Yurt dışındaki shoegaze sahnesiyle karşılaştırınca, Türkiye’nin en büyük eksiğinin ne olduğunu düşünüyorsunuz?
Kaan: Yurt dışındaki shoegaze/alt sahnesi, belirli bir olgunluğa ulaşmış ve orada bu tür sadece bir müzik değil, bir kültür halini almış. Müzik, hayatın bir parçası, bir ifade biçimi, bir kimlik olarak yerleşmiş. Ama Türkiye’de, İstanbul gibi büyük bir şehirde bile, müzikle ilgili alt kültürlerin ses bulması oldukça zor. Herkes, her fırsatta çalmak, kendi sesiyle bir şeyler yaratmak istiyor ama bir türlü yeterli alanı bulamıyor. Çoğu zaman, müzikal özgürlüğümüzü ifade edebileceğimiz uygun yerler yok ya da bu tür alanlar çok sınırlı. Müzik, hayatın pahalı olduğu bir ülkede, profesyonel bir meslek olarak var olmanın ötesinde; müzisyenlerin sadece müzikle geçimlerini sağlamaları neredeyse imkansız hale geliyor. Birçok müzisyen, sadece müzikle geçim sağlamak yerine, başka işlerde çalışmak zorunda kalıyor. Üstelik bir de mikro influencer kültürünün yavaşça müziğin içine girmesi, müzikal özgürlüğü daha da kısıtlıyor. Sosyal medyada görünür olmak, sahne almak kadar önemli hâle geliyor, ama bu da müziğin saf duygusunu ve yaratımını zaman zaman arka plana itiyor. Türkiye’de hâlâ müzikal alt kültürler, ana akımın gölgesinde büyümeye çalışıyor. Ama biz de buradayız, mücadelemizi veriyoruz.
Sren, yeni şarkı çalışmalarına başladı mı? Üretim dinamikleriniz nasıl şu sıralar, albümün tadını mı çıkarıyorsunuz yoksa durmadan çalmaya ve söylemeye devam mı?
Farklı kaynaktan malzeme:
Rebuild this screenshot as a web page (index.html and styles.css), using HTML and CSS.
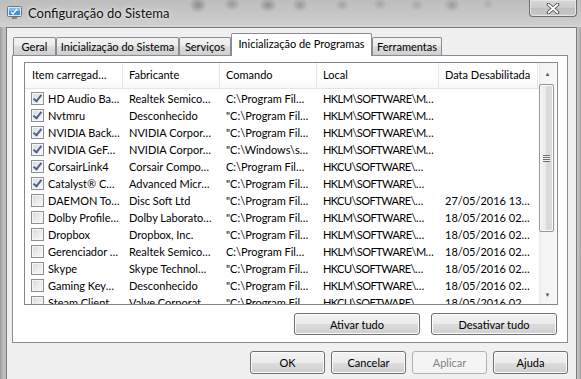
FILE: index.html
```html
<!DOCTYPE html>
<html>
<head>
	<title>Configuração do Sistema</title>
	<meta charset="utf-8">
	<link rel="stylesheet" href="styles.css">
</head>
<body>
<div id="janela">
	<div class="titulo">
		<svg class="icone" width="15" height="13" viewBox="0 0 15 13">
			<rect x="0.5" y="0.5" width="14" height="10" rx="1" fill="#dfe6ee" stroke="#6a7584"/>
			<rect x="2" y="2" width="11" height="7" fill="#3d8fd8"/>
			<rect x="2" y="2" width="11" height="3" fill="#7fbcf0"/>
			<path d="M4 6 L6 8 L10 3" fill="none" stroke="#ffffff" stroke-width="1.3"/>
			<rect x="5" y="11" width="5" height="2" fill="#7b8594"/>
		</svg>
		<span class="titulo-texto">Configuração do Sistema</span>
		<div class="fechar">
			<svg width="14" height="11" viewBox="0 0 14 11">
				<path d="M2.5 1.5 L11.5 9.5 M11.5 1.5 L2.5 9.5" stroke="#4a4a4a" stroke-width="3.6" stroke-linecap="round"/>
				<path d="M2.5 1.5 L11.5 9.5 M11.5 1.5 L2.5 9.5" stroke="#ffffff" stroke-width="1.8" stroke-linecap="round"/>
			</svg>
		</div>
	</div>

	<div class="cliente">
		<div class="abas">
			<div class="aba" style="width:43px">Geral</div>
			<div class="aba" style="width:123px">Inicialização do Sistema</div>
			<div class="aba" style="width:52px">Serviços</div>
			<div class="aba ativa" style="width:141px">Inicialização de Programas</div>
			<div class="aba" style="width:70px">Ferramentas</div>
		</div>

		<div class="painel">
			<div class="lista">
				<div class="lista-corpo">
					<div class="cabecalho">
						<div class="col">Item carregad…</div>
						<div class="col">Fabricante</div>
						<div class="col">Comando</div>
						<div class="col">Local</div>
						<div class="col">Data Desabilitada</div>
					</div>

					<div class="linha"><div class="item"><span class="caixa marcada"></span>HD Audio Ba…</div><div>Realtek Semico…</div><div>C:\Program Fil…</div><div>HKLM\SOFTWARE\M…</div><div></div></div>
					<div class="linha"><div class="item"><span class="caixa marcada"></span>Nvtmru</div><div>Desconhecido</div><div>"C:\Program Fil…</div><div>HKLM\SOFTWARE\M…</div><div></div></div>
					<div class="linha"><div class="item"><span class="caixa marcada"></span>NVIDIA Back…</div><div>NVIDIA Corpor…</div><div>"C:\Program Fil…</div><div>HKLM\SOFTWARE\M…</div><div></div></div>
					<div class="linha"><div class="item"><span class="caixa marcada"></span>NVIDIA GeF…</div><div>NVIDIA Corpor…</div><div>"C:\Windows\s…</div><div>HKLM\SOFTWARE\M…</div><div></div></div>
					<div class="linha"><div class="item"><span class="caixa marcada"></span>CorsairLink4</div><div>Corsair Compo…</div><div>C:\Program Fil…</div><div>HKCU\SOFTWARE\…</div><div></div></div>
					<div class="linha"><div class="item"><span class="caixa marcada"></span>Catalyst® C…</div><div>Advanced Micr…</div><div>"C:\Program Fil…</div><div>HKLM\SOFTWARE\…</div><div></div></div>
					<div class="linha"><div class="item"><span class="caixa"></span>DAEMON To…</div><div>Disc Soft Ltd</div><div>"C:\Program Fil…</div><div>HKCU\SOFTWARE\…</div><div>27/05/2016 13…</div></div>
					<div class="linha"><div class="item"><span class="caixa"></span>Dolby Profile…</div><div>Dolby Laborato…</div><div>"C:\Program Fil…</div><div>HKLM\SOFTWARE\…</div><div>18/05/2016 02…</div></div>
					<div class="linha"><div class="item"><span class="caixa"></span>Dropbox</div><div>Dropbox, Inc.</div><div>"C:\Program Fil…</div><div>HKLM\SOFTWARE\…</div><div>18/05/2016 02…</div></div>
					<div class="linha"><div class="item"><span class="caixa"></span>Gerenciador …</div><div>Realtek Semico…</div><div>C:\Program Fil…</div><div>HKLM\SOFTWARE\M…</div><div>18/05/2016 02…</div></div>
					<div class="linha"><div class="item"><span class="caixa"></span>Skype</div><div>Skype Technol…</div><div>"C:\Program Fil…</div><div>HKCU\SOFTWARE\…</div><div>18/05/2016 02…</div></div>
					<div class="linha"><div class="item"><span class="caixa"></span>Gaming Key…</div><div>Desconhecido</div><div>"C:\Program Fil…</div><div>HKLM\SOFTWARE\…</div><div>18/05/2016 02…</div></div>
					<div class="linha"><div class="item"><span class="caixa"></span>Steam Client</div><div>Valve Corporat…</div><div>"C:\Program Fil…</div><div>HKCU\SOFTWARE\…</div><div>18/05/2016 02…</div></div>
				</div>

				<div class="rolagem">
					<div class="seta">▲</div>
					<div class="barra"><span class="grip"></span></div>
					<div class="trilho"></div>
					<div class="seta">▼</div>
				</div>
			</div>

			<div class="acoes">
				<button class="botao largo">Ativar tudo</button>
				<button class="botao largo">Desativar tudo</button>
			</div>
		</div>

		<div class="rodape">
			<button class="botao">OK</button>
			<button class="botao">Cancelar</button>
			<button class="botao desativado">Aplicar</button>
			<button class="botao">Ajuda</button>
		</div>
	</div>
</div>
</body>
</html>
```

FILE: styles.css
```css
body {
	margin: 0;
	font-family: Lato, "Liberation Sans", sans-serif;
	font-size: 11px;
	color: #000;
}

#janela {
	width: 581px;
	height: 379px;
	overflow: hidden;
	background: linear-gradient(to right, #9c9c9c, #c2c2c2 4px, #b8b8b8 6px, #b8b8b8 576px, #c4c4c4 578px, #a2a2a2);
}

/* barra de titulo (vidro borrado) */
.titulo {
	height: 27px;
	display: flex;
	align-items: flex-start;
	background:
		radial-gradient(ellipse 9px 8px at 198px 5px, #8c8c8c, transparent),
		radial-gradient(ellipse 8px 7px at 232px 4px, #999, transparent),
		radial-gradient(ellipse 9px 7px at 268px 5px, #8f8f8f, transparent),
		radial-gradient(ellipse 8px 7px at 300px 5px, #9a9a9a, transparent),
		radial-gradient(ellipse 7px 6px at 342px 5px, #a3a3a3, transparent),
		radial-gradient(ellipse 7px 6px at 380px 4px, #a6a6a6, transparent),
		radial-gradient(ellipse 7px 6px at 417px 5px, #a8a8a8, transparent),
		radial-gradient(ellipse 8px 7px at 452px 5px, #9b9b9b, transparent),
		radial-gradient(ellipse 6px 6px at 488px 4px, #b0b0b0, transparent),
		linear-gradient(to bottom, #bdbdbd, #cacaca 20px, #d2d2d2);
}
.icone {
	margin: 6px 0 0 7px;
}
.titulo-texto {
	margin: 5px 0 0 6px;
	font-size: 13px;
	color: #111;
	text-shadow: 0 0 6px #e8e8e8, 0 0 3px #eeeeee;
}
.fechar {
	margin-left: auto;
	margin-right: 4px;
	width: 48px;
	height: 17px;
	box-sizing: border-box;
	border: 1px solid #6e6e6e;
	border-top: none;
	border-radius: 0 0 4px 4px;
	background: linear-gradient(to bottom, #d7d7d7, #cbcbcb 50%, #bfbfbf 50%, #c9c9c9);
	box-shadow: inset 0 0 0 1px #e4e4e4;
	display: flex;
	align-items: center;
	justify-content: center;
}

/* area cliente */
.cliente {
	margin-left: 6px;
	width: 571px;
	height: 360px;
	box-sizing: border-box;
	border: 1px solid #7b7b7b;
	background-color: #f0f0f0;
	padding: 5px 8px 0 5px;
}

.abas {
	display: flex;
	align-items: flex-end;
	height: 22px;
	padding-left: 1px;
	position: relative;
	z-index: 1;
}
.aba {
	height: 18px;
	box-sizing: border-box;
	border: 1px solid #898c95;
	border-bottom: none;
	border-radius: 2px 2px 0 0;
	background: linear-gradient(to bottom, #f2f2f2, #ebebeb 50%, #dddddd 50%, #cfcfcf);
	text-align: center;
	line-height: 17px;
	white-space: nowrap;
}
.aba.ativa {
	height: 23px;
	margin-bottom: -1px;
	background: #ffffff;
	line-height: 20px;
}

.painel {
	height: 288px;
	box-sizing: border-box;
	border: 1px solid #898c95;
	background-color: #ffffff;
	padding: 6px 9px 0 11px;
}

.lista {
	display: flex;
	height: 243px;
	box-sizing: border-box;
	border: 1px solid #828790;
	overflow: hidden;
}
.lista-corpo {
	width: 514px;
	overflow: hidden;
}

.cabecalho, .linha {
	display: grid;
	grid-template-columns: 98px 97px 97px 122px 99px;
	white-space: nowrap;
}
.cabecalho {
	height: 25px;
	line-height: 24px;
	border-bottom: 1px solid #e5e5e5;
	background: linear-gradient(to bottom, #ffffff, #ffffff 60%, #f7f8f9);
	margin-bottom: 1px;
}
.col {
	border-right: 1px solid #e3e6ea;
	padding-left: 6px;
	overflow: hidden;
}
.col:first-child {
	padding-left: 7px;
}

.linha {
	height: 17px;
	line-height: 17px;
}
.linha > div {
	overflow: hidden;
	padding-left: 6px;
}
/* coluna Local: maiusculas mais estreitas como no original */
.linha > div:nth-child(4) {
	letter-spacing: -0.55px;
}
.linha > .item {
	display: flex;
	align-items: center;
	gap: 4px;
}

.caixa {
	flex: none;
	position: relative;
	width: 13px;
	height: 13px;
	box-sizing: border-box;
	border: 1px solid #8e8f8f;
	background: linear-gradient(135deg, #d6d8da, #eeeeee 60%, #fafafa);
	box-shadow: inset 0 0 0 1px #f6f6f6;
}
.caixa.marcada::after {
	content: "";
	position: absolute;
	left: 3px;
	top: 0px;
	width: 3px;
	height: 7px;
	border: solid #4f628e;
	border-width: 0 2px 2px 0;
	transform: rotate(38deg);
}

/* barra de rolagem */
.rolagem {
	width: 17px;
	display: flex;
	flex-direction: column;
	background: linear-gradient(to right, #e6e6e6, #f4f4f4 2px, #f6f6f6);
}
.seta {
	height: 20px;
	font-size: 6px;
	color: #5a5a5a;
	text-align: center;
	line-height: 21px;
}
.barra {
	height: 148px;
	margin: 1px 2px 0 0;
	box-sizing: border-box;
	border: 1px solid #979797;
	border-radius: 2px;
	background: linear-gradient(to right, #f4f4f4, #e8e8e8 50%, #d9d9d9 50%, #dcdcdc);
	box-shadow: inset 0 0 0 1px #f9f9f9;
	display: flex;
	align-items: center;
	justify-content: center;
}
.grip {
	width: 7px;
	height: 7px;
	background: repeating-linear-gradient(to bottom, #6d6d6d 0, #6d6d6d 1px, #f2f2f2 1px, #f2f2f2 2px);
}
.trilho {
	flex: 1;
}

/* botoes */
.botao {
	width: 75px;
	height: 23px;
	box-sizing: border-box;
	border: 1px solid #707070;
	border-radius: 3px;
	background: linear-gradient(to bottom, #f2f2f2, #ebebeb 50%, #dddddd 50%, #cfcfcf);
	box-shadow: inset 0 0 0 1px #fcfcfc;
	font-family: Lato, "Liberation Sans", sans-serif;
	font-size: 11px;
	color: #000;
	padding: 0;
}
.botao.largo {
	width: 126px;
	height: 22px;
}
.botao.desativado {
	border-color: #adb2b5;
	background: #f4f4f4;
	box-shadow: none;
	color: #838383;
}

.acoes {
	display: flex;
	justify-content: flex-end;
	gap: 11px;
	margin: 8px 1px 0 0;
}

.rodape {
	display: flex;
	justify-content: flex-end;
	gap: 6px;
	margin-top: 8px;
	padding-right: 0;
}
```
Berkay: Albüm yayınlanmadan önce bile yeni şarkılar üzerine çalışmaya başlamıştık. Bireysel olarak da bir araya geldiğimizde de kendimizi yeni materyaller üzerine çalışırken buluyoruz. “Başka Bir Hayat Mümkün” çıktıktan sonra ise konserler ve provaları nedeniyle biraz yavaşladık diyebiliriz. Şu an en yakın konserimiz 24 Eylül’de Karga Kadıköy’de gözüküyor. Bu birkaç aylık süreci biraz daha yazmaya ayıracağımız için heyecanlıyız aslında.